Perhaps you knew John as a man who loved music.
John enjoyed both listening to and making choral and organ music. He loved to sing and did so with many groups including on tours in England, Australia, and New Zealand. A fervent pipe organ enthusiast, he relished every concert within his reach, and having all the stops of an organ pulled on so he could absorb its sound.
Perhaps you knew John as a man who warmly welcomed family and friends into his life.
John connected with people, whether over a dinner table, over a board table, or over a cool drink in a theater lobby. Once he made a connection, he kept you in mind and in his life, helping to connect you with others. With family and friends alike, those connections remained strong across distances and years. John treasured his many friends, celebrating their lives generously and with style.
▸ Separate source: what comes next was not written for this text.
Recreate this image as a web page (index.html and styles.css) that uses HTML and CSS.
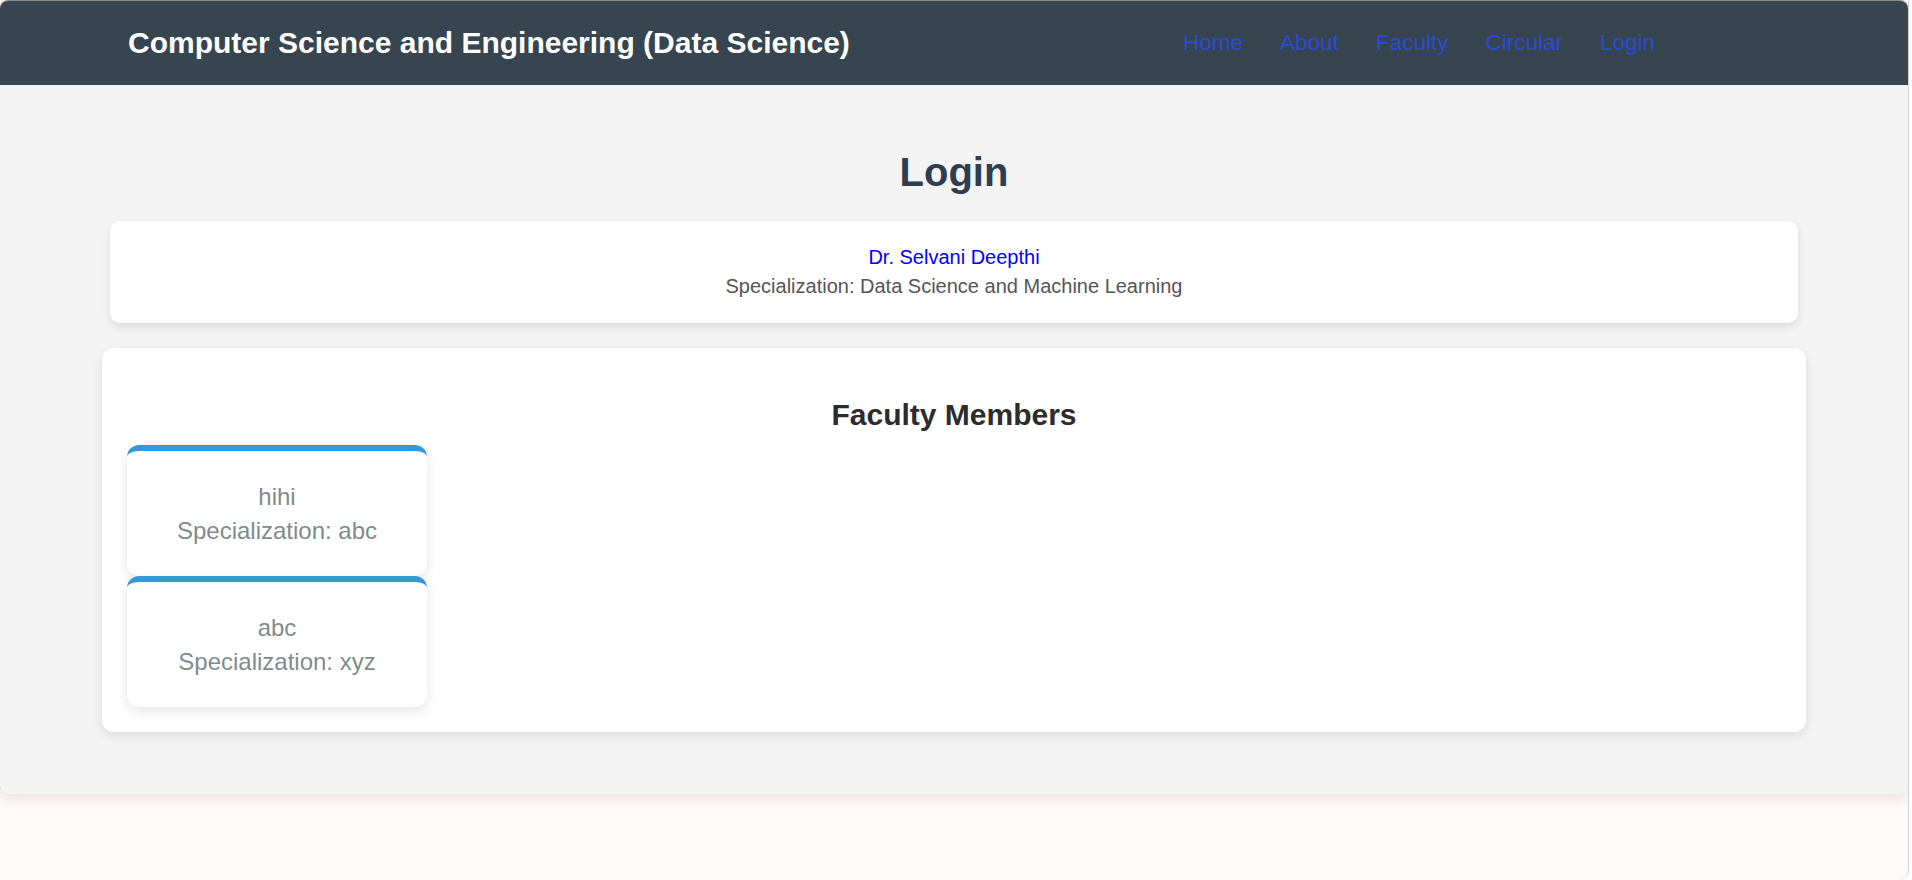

Which leads to this: If you knew John, you know he never did anything halfway. He poured his energy and heart into striving for perfection in any endeavor, be it managing an illustrious institution or remembering your birthday.
John is survived by his loving husband, David. They had been together for 45 years, ten of those as a married couple. He is also survived by his uncle, Terry Turner, of Dinwiddie, Virginia; his niece, Vicky Bright, of Enid, Oklahoma; David’s sister, Elaine Briggs (Carol Sheehan), of Bentonville, Arkansas, and David’s brother, Corey Briggs (Donna), of Quincy, Massachusetts, in addition to many cousins, friends, former colleagues, and community members in Arlington, the greater Washington, DC area, Richmond, and Rehoboth Beach.
Services celebrating John’s life will be held on October 28, 2023, at 2 p.m. at First Baptist Church of Washington, DC, 1328 16th Street, NW, Washington, DC, and on November 11, 2023, at 2 p.m. at River Road Church (Baptist), 8000 River Road, Richmond, VA. His ashes will be interred in River Road’s columbarium.
In lieu of flowers, contributions in John’s memory may be made to the “Benton-Briggs Endowed Fund for the Arts” of The Fund for Arlington Arts at the Arlington Community Foundation. The Fund for Arlington Arts was set up by John and David to support and advance the welfare and missions of the nonprofit arts in Arlington. Donations may be made by mail or through the Fund’s homepage.